Entries with page source code:
--- BEGIN ---

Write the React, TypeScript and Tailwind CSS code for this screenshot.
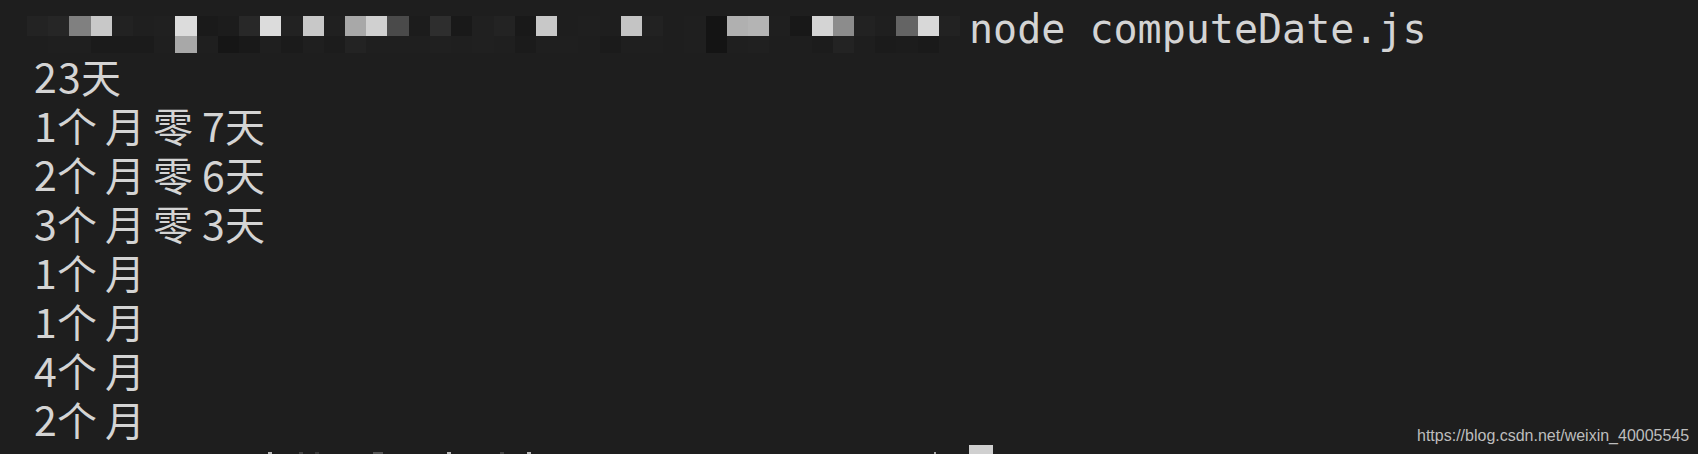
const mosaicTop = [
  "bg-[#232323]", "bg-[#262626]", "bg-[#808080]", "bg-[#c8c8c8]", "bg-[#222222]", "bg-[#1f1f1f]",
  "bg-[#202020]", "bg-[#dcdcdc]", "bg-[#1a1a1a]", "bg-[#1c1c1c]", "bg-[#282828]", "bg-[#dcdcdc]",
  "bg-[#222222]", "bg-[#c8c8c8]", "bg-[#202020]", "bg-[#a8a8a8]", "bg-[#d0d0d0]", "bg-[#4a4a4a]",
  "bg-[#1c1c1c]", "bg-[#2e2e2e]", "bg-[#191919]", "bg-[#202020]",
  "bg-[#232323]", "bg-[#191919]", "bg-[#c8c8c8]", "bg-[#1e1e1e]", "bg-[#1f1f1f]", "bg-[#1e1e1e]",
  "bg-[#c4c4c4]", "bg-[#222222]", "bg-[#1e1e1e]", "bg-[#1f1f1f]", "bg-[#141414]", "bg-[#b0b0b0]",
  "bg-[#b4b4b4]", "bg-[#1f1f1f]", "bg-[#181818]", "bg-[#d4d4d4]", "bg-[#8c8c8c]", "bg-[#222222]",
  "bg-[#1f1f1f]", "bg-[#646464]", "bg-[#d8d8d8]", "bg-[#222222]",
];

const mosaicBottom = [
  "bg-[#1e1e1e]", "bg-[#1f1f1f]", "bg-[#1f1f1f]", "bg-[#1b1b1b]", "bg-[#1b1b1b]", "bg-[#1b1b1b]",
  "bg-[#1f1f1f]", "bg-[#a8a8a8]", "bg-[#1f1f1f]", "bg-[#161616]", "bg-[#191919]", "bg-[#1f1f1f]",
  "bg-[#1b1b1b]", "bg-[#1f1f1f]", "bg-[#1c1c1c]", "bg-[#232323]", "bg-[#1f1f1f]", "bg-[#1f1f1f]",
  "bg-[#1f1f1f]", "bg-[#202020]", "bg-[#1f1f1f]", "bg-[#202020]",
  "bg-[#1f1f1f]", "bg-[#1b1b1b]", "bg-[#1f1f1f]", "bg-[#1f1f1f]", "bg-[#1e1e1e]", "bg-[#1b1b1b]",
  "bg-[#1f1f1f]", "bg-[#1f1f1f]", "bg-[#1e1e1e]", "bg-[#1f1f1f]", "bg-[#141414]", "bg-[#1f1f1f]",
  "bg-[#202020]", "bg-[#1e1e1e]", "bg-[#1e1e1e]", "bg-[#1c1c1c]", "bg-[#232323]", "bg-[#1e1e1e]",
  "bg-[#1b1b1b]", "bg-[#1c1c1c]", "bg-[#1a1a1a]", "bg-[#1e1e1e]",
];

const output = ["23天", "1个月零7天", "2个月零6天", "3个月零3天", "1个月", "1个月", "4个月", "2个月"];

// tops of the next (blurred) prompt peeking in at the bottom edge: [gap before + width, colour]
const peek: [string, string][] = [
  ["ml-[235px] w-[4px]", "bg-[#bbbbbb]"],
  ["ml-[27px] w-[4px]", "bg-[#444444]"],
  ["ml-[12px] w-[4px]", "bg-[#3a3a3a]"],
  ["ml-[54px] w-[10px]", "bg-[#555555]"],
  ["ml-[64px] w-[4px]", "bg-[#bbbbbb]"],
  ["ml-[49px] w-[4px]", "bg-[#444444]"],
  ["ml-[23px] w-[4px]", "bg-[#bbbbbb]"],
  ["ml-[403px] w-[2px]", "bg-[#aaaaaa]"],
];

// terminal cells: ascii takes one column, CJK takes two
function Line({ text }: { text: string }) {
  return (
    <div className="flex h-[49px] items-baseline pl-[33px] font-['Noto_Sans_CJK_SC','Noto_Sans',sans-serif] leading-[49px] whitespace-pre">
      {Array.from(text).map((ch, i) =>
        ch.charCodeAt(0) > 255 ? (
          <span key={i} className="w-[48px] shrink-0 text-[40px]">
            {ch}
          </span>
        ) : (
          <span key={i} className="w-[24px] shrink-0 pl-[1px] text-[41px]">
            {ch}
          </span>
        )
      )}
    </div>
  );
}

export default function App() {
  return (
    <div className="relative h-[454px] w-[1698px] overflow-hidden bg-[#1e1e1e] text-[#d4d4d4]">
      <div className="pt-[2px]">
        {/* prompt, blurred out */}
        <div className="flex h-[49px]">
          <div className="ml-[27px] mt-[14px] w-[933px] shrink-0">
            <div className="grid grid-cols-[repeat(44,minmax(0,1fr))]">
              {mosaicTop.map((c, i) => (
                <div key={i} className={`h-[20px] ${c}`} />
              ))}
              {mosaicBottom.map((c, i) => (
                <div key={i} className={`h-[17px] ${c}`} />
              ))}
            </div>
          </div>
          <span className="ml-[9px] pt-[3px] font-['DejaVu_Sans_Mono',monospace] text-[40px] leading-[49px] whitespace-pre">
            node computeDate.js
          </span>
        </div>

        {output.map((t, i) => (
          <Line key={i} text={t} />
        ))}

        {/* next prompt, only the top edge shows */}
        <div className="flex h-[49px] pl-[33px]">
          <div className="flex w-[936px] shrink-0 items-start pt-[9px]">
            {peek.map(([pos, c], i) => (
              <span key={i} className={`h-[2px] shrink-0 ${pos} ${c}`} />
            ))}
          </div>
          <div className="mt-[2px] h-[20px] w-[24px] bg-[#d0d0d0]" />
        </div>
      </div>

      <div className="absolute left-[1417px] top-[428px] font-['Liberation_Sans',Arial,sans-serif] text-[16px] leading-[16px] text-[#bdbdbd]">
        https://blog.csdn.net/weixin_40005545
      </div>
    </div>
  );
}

--- END ---
--- BEGIN ---

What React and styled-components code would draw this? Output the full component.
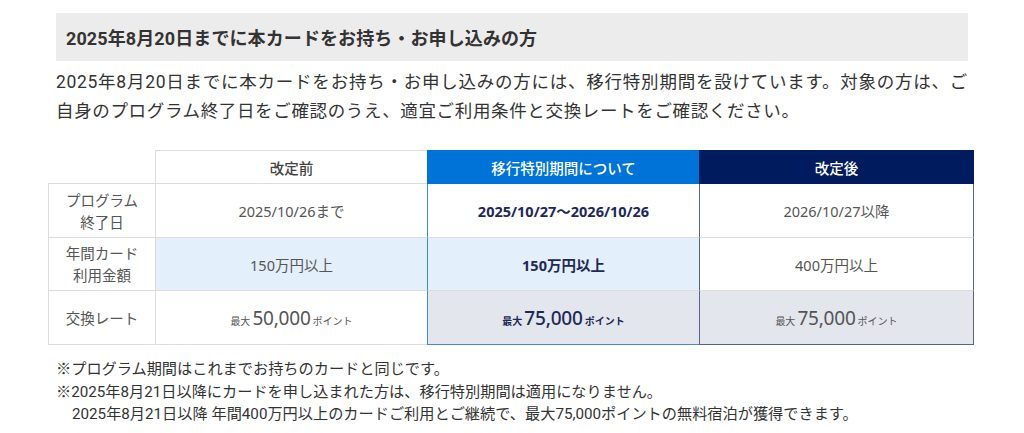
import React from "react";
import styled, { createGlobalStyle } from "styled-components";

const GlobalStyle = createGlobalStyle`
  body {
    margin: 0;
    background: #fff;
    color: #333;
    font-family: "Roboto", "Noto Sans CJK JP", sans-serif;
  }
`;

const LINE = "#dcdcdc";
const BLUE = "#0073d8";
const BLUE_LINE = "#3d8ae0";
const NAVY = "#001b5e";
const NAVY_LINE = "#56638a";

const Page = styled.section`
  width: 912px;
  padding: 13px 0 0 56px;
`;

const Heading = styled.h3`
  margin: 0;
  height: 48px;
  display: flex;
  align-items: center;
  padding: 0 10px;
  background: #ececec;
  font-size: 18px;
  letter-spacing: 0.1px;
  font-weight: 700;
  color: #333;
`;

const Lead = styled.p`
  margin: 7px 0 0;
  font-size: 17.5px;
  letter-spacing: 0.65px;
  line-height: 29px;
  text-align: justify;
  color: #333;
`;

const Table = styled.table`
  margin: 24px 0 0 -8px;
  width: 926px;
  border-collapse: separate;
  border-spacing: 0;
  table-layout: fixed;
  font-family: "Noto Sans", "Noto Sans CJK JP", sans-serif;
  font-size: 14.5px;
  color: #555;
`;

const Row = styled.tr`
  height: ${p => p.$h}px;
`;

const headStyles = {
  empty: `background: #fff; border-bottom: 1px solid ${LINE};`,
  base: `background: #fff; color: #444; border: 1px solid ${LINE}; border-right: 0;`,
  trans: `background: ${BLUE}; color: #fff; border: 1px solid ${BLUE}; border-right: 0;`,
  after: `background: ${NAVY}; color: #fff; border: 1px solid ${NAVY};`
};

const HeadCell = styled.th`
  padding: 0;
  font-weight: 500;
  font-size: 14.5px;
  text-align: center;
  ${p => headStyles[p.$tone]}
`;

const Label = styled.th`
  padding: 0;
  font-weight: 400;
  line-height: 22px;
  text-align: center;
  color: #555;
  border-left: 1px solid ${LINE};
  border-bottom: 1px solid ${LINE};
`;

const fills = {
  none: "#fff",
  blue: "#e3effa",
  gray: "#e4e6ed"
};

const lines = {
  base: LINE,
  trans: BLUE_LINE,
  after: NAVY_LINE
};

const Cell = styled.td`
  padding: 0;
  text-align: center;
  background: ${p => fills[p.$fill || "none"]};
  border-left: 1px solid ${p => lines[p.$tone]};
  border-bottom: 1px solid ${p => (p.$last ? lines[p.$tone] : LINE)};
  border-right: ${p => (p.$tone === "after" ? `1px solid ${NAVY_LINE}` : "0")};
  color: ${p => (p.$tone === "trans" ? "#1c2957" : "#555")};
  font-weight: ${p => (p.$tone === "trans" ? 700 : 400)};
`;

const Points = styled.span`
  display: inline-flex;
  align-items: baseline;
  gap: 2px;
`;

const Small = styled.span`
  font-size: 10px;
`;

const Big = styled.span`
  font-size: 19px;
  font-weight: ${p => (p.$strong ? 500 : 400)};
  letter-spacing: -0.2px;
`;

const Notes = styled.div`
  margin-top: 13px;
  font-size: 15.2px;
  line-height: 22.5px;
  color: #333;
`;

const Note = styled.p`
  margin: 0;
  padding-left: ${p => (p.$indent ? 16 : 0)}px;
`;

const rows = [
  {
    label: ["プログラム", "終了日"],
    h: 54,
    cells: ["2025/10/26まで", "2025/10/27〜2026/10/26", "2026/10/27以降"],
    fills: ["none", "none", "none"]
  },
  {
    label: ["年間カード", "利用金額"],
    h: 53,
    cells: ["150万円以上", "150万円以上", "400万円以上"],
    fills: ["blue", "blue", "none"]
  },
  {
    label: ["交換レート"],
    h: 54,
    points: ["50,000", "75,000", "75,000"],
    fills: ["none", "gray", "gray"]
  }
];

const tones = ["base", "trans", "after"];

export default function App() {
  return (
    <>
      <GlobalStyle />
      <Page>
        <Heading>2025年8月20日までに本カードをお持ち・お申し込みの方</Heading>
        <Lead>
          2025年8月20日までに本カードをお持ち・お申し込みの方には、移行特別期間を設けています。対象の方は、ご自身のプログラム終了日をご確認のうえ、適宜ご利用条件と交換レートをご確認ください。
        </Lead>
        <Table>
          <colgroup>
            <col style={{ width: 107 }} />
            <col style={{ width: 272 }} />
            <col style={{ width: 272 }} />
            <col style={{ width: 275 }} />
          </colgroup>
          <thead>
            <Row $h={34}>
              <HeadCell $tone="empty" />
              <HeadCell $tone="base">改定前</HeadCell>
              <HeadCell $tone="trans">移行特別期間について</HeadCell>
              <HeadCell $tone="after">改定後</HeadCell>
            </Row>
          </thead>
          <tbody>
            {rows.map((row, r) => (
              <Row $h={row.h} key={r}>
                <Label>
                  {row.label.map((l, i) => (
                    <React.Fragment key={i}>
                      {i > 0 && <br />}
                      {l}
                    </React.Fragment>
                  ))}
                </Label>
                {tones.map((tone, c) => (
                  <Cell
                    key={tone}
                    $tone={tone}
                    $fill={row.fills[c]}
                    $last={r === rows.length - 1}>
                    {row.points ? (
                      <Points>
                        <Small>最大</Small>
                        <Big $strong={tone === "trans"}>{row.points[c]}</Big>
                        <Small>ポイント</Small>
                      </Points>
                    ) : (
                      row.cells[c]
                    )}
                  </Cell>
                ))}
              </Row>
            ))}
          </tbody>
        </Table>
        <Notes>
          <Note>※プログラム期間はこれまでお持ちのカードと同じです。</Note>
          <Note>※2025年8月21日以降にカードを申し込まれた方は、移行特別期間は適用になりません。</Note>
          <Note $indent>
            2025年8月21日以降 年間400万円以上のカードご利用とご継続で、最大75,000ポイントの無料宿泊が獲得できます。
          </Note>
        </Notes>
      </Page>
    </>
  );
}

--- END ---

CHALLENGE:
How many lines in the data contain the string "React"? Respond with the number only.

ANSWER:
5